:: Request ::
Pull out the lines running from the one with "Reproduce this table" to the one with "const LINE = '2px solid #262626';", inclusive, word for word. Drop any picture.

:: Dataset records ::
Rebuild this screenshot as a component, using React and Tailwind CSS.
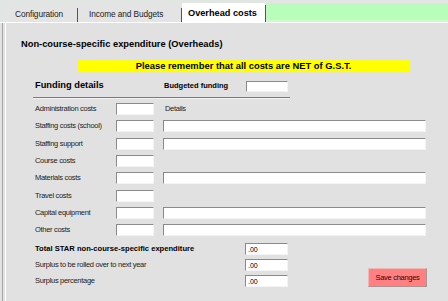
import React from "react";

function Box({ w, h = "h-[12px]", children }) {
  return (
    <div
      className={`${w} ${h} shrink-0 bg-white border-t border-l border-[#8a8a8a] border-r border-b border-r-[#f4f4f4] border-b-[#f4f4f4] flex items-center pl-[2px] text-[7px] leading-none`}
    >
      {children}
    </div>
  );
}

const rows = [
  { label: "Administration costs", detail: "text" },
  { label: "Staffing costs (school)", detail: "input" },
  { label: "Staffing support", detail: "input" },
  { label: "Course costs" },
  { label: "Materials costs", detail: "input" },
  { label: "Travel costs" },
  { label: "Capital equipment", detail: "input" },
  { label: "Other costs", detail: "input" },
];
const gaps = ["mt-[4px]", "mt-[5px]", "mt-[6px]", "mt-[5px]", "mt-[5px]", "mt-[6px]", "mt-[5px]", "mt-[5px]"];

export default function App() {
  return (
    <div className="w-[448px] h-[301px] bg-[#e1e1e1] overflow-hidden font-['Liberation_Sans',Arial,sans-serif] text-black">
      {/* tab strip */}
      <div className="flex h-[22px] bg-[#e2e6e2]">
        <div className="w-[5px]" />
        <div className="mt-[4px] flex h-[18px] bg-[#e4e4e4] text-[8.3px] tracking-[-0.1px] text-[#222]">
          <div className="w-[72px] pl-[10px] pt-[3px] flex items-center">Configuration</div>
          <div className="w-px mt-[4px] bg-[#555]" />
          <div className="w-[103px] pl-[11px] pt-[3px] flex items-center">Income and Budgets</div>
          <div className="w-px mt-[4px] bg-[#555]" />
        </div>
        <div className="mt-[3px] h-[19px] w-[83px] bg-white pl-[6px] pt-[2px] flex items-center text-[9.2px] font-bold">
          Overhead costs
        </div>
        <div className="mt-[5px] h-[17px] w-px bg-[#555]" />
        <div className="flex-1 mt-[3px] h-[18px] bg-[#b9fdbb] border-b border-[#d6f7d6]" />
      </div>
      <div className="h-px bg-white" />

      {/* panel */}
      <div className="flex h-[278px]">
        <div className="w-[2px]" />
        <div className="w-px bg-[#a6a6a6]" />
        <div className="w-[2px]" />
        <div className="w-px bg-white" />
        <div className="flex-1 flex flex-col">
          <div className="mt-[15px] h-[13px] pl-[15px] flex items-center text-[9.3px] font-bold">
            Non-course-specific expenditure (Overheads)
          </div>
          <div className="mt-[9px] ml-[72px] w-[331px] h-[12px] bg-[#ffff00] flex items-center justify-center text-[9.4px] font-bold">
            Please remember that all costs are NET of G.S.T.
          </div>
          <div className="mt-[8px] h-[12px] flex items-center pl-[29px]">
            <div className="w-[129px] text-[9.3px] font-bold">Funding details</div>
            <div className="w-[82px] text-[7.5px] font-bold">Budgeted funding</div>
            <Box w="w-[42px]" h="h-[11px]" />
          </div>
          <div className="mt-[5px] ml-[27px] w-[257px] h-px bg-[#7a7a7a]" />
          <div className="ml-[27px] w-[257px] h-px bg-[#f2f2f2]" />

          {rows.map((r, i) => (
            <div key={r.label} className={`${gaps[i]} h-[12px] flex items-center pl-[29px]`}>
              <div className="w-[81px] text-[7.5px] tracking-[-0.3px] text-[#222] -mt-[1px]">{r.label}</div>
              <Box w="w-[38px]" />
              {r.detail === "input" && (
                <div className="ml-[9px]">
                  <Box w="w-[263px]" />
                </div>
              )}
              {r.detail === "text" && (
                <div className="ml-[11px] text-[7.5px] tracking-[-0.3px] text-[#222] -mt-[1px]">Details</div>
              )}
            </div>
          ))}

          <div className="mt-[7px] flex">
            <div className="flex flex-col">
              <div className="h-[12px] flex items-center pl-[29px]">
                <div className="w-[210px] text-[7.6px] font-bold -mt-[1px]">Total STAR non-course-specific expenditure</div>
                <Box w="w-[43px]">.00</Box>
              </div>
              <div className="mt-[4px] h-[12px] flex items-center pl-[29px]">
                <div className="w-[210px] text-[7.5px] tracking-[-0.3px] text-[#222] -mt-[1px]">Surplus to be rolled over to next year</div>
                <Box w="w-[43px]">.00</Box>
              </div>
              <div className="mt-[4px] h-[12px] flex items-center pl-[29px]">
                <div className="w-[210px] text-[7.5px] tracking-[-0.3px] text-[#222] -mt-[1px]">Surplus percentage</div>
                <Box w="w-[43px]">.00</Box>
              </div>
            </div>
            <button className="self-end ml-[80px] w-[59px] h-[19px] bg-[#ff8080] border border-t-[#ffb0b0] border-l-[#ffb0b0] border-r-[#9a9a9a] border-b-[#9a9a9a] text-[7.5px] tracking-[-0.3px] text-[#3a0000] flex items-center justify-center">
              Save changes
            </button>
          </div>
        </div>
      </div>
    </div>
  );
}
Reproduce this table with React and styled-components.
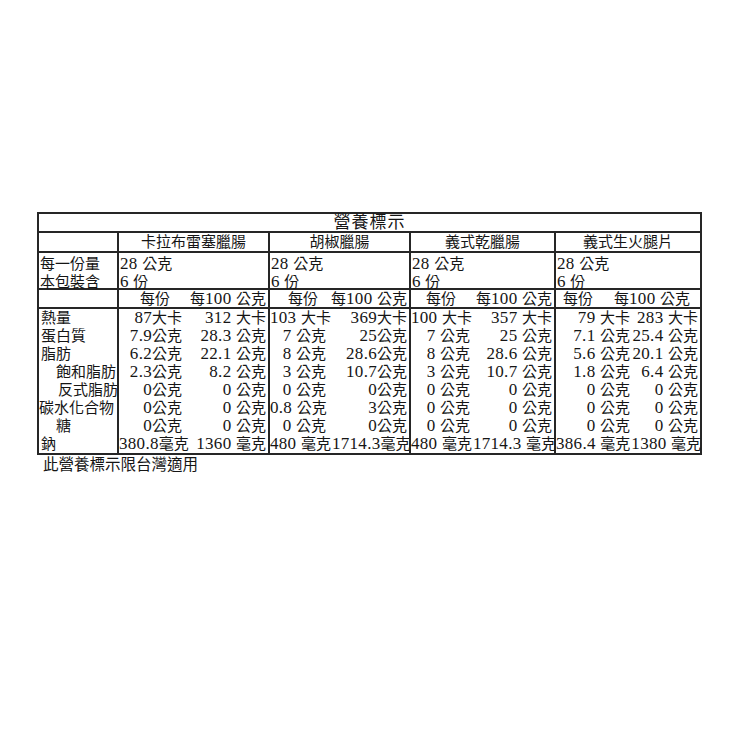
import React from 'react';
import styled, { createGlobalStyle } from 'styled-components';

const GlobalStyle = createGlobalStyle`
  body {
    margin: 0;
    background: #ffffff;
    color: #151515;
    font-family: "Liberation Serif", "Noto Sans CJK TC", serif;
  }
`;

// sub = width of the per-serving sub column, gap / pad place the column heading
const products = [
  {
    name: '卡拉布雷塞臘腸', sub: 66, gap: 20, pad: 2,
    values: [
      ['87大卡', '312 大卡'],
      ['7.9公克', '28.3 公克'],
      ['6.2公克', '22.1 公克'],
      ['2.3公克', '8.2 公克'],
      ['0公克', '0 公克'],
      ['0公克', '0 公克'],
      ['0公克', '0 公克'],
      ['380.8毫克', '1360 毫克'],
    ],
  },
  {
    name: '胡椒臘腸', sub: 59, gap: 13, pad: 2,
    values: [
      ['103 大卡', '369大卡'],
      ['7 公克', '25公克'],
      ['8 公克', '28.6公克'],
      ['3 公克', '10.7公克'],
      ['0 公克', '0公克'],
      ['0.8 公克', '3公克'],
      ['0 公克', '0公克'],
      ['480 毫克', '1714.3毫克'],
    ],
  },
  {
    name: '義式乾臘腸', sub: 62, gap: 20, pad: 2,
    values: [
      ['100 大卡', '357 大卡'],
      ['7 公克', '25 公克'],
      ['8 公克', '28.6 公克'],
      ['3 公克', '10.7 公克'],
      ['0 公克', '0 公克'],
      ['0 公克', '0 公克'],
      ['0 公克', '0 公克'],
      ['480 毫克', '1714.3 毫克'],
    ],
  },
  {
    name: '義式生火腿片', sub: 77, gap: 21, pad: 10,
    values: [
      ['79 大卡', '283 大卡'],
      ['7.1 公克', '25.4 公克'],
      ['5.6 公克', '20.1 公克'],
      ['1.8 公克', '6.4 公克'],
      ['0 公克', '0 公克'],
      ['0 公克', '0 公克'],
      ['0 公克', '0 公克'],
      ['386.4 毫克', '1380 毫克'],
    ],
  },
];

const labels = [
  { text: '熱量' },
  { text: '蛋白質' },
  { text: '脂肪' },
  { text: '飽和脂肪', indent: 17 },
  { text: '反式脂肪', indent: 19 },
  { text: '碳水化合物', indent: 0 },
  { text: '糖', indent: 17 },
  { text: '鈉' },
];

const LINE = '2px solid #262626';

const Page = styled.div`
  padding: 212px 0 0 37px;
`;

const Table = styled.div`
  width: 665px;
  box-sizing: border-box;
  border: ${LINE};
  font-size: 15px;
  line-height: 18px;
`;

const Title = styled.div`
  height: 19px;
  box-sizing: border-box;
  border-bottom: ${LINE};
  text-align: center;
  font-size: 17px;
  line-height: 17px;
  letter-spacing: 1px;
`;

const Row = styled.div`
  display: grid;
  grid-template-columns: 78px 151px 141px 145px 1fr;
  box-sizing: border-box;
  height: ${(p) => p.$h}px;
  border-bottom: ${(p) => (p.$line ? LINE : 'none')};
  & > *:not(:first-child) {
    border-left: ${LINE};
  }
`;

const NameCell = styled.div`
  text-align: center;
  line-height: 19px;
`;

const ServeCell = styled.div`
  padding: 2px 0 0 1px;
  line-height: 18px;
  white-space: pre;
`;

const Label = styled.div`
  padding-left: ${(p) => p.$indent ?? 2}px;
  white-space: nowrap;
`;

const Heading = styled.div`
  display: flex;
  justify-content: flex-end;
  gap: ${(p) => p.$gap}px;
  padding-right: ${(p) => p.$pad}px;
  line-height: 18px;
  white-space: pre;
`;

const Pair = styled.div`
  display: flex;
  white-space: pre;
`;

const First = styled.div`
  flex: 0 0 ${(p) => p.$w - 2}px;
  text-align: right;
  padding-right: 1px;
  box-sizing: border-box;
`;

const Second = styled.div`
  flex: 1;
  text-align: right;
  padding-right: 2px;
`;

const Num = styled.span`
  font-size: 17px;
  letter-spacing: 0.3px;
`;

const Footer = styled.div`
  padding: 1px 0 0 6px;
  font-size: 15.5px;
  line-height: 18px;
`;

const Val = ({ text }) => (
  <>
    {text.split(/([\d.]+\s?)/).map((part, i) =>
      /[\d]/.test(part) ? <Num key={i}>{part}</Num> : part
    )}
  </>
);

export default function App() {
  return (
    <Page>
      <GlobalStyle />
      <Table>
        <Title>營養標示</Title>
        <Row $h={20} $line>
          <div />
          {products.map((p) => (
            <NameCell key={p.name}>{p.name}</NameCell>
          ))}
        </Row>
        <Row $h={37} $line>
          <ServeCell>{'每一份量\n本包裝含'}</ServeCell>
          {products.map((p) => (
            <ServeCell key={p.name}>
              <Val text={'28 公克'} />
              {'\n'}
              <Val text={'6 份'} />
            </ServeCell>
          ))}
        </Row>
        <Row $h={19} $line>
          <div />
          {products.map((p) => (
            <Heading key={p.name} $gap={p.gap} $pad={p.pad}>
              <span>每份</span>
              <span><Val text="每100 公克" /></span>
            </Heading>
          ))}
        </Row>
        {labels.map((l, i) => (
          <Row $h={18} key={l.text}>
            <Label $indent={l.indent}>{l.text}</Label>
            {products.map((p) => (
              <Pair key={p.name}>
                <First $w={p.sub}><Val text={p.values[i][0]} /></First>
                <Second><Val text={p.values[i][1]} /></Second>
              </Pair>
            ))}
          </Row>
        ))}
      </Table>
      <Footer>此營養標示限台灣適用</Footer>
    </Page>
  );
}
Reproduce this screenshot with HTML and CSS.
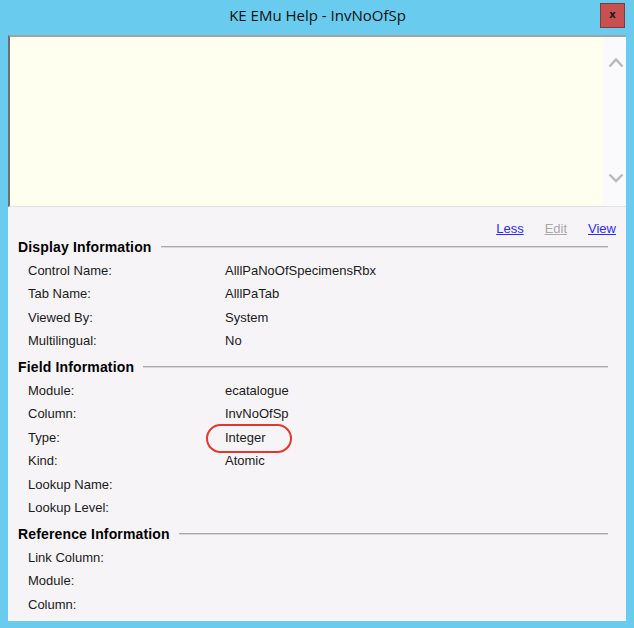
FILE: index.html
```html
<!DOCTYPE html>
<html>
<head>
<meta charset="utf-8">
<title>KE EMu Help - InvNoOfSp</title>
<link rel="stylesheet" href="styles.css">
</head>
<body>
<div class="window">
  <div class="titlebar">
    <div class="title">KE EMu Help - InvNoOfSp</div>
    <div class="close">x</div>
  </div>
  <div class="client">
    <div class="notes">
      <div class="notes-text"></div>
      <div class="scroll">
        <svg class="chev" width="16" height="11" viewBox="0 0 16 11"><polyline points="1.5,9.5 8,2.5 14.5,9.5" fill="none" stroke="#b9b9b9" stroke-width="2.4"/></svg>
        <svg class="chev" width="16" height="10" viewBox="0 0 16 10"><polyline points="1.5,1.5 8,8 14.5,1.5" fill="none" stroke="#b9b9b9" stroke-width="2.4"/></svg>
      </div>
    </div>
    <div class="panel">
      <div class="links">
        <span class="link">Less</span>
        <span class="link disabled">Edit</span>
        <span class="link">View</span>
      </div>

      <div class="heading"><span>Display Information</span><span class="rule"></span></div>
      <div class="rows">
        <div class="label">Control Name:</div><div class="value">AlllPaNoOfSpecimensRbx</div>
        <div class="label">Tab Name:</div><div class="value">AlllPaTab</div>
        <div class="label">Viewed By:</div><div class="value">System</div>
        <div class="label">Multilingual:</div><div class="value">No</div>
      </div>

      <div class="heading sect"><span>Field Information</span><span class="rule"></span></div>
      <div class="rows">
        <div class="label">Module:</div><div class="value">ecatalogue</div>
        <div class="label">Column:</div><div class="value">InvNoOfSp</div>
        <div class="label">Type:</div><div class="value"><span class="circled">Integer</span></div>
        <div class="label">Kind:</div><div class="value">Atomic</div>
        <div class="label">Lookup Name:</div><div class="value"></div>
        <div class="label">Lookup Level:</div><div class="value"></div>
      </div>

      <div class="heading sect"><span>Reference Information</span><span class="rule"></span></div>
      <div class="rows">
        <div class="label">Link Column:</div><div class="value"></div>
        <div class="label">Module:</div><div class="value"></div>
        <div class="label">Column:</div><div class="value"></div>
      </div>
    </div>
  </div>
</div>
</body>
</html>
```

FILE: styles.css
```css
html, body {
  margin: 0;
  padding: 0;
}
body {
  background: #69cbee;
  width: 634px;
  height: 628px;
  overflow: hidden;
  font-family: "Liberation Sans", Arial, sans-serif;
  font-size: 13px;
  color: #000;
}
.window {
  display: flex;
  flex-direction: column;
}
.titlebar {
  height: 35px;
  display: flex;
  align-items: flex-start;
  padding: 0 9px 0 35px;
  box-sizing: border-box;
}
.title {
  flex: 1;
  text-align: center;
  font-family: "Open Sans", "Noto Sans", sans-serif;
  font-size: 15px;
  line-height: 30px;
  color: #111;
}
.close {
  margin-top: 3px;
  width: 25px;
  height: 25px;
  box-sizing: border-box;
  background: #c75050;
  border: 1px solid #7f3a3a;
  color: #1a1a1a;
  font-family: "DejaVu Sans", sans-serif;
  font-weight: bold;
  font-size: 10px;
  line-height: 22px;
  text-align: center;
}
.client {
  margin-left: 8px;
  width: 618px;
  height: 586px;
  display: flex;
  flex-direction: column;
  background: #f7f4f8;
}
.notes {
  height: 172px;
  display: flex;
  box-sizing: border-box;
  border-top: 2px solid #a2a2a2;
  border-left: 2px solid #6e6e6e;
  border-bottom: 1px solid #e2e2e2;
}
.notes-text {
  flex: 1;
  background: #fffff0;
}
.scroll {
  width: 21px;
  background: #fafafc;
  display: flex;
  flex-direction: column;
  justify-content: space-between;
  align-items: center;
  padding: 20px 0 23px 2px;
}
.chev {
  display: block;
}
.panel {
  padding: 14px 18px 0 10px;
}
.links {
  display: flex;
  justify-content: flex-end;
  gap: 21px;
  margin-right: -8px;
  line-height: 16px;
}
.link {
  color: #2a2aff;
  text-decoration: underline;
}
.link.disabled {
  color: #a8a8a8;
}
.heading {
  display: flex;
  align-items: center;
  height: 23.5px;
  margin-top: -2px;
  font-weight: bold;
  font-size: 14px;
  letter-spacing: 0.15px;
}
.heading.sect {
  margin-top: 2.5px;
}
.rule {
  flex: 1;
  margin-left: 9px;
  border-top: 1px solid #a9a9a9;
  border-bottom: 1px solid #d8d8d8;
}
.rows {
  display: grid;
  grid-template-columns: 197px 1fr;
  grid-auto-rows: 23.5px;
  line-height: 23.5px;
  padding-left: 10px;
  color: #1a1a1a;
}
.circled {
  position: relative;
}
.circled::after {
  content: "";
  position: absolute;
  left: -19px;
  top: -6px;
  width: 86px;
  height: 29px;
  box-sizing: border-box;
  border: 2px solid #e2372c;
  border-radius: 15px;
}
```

:: Answer in full ::
Reproduce this table with React and styled-components.
import React from 'react';
import styled, { createGlobalStyle } from 'styled-components';

const GlobalStyle = createGlobalStyle`
  body {
    margin: 0;
    background: #ffffff;
    color: #151515;
    font-family: "Liberation Serif", "Noto Sans CJK TC", serif;
  }
`;

// sub = width of the per-serving sub column, gap / pad place the column heading
const products = [
  {
    name: '卡拉布雷塞臘腸', sub: 66, gap: 20, pad: 2,
    values: [
      ['87大卡', '312 大卡'],
      ['7.9公克', '28.3 公克'],
      ['6.2公克', '22.1 公克'],
      ['2.3公克', '8.2 公克'],
      ['0公克', '0 公克'],
      ['0公克', '0 公克'],
      ['0公克', '0 公克'],
      ['380.8毫克', '1360 毫克'],
    ],
  },
  {
    name: '胡椒臘腸', sub: 59, gap: 13, pad: 2,
    values: [
      ['103 大卡', '369大卡'],
      ['7 公克', '25公克'],
      ['8 公克', '28.6公克'],
      ['3 公克', '10.7公克'],
      ['0 公克', '0公克'],
      ['0.8 公克', '3公克'],
      ['0 公克', '0公克'],
      ['480 毫克', '1714.3毫克'],
    ],
  },
  {
    name: '義式乾臘腸', sub: 62, gap: 20, pad: 2,
    values: [
      ['100 大卡', '357 大卡'],
      ['7 公克', '25 公克'],
      ['8 公克', '28.6 公克'],
      ['3 公克', '10.7 公克'],
      ['0 公克', '0 公克'],
      ['0 公克', '0 公克'],
      ['0 公克', '0 公克'],
      ['480 毫克', '1714.3 毫克'],
    ],
  },
  {
    name: '義式生火腿片', sub: 77, gap: 21, pad: 10,
    values: [
      ['79 大卡', '283 大卡'],
      ['7.1 公克', '25.4 公克'],
      ['5.6 公克', '20.1 公克'],
      ['1.8 公克', '6.4 公克'],
      ['0 公克', '0 公克'],
      ['0 公克', '0 公克'],
      ['0 公克', '0 公克'],
      ['386.4 毫克', '1380 毫克'],
    ],
  },
];

const labels = [
  { text: '熱量' },
  { text: '蛋白質' },
  { text: '脂肪' },
  { text: '飽和脂肪', indent: 17 },
  { text: '反式脂肪', indent: 19 },
  { text: '碳水化合物', indent: 0 },
  { text: '糖', indent: 17 },
  { text: '鈉' },
];

const LINE = '2px solid #262626';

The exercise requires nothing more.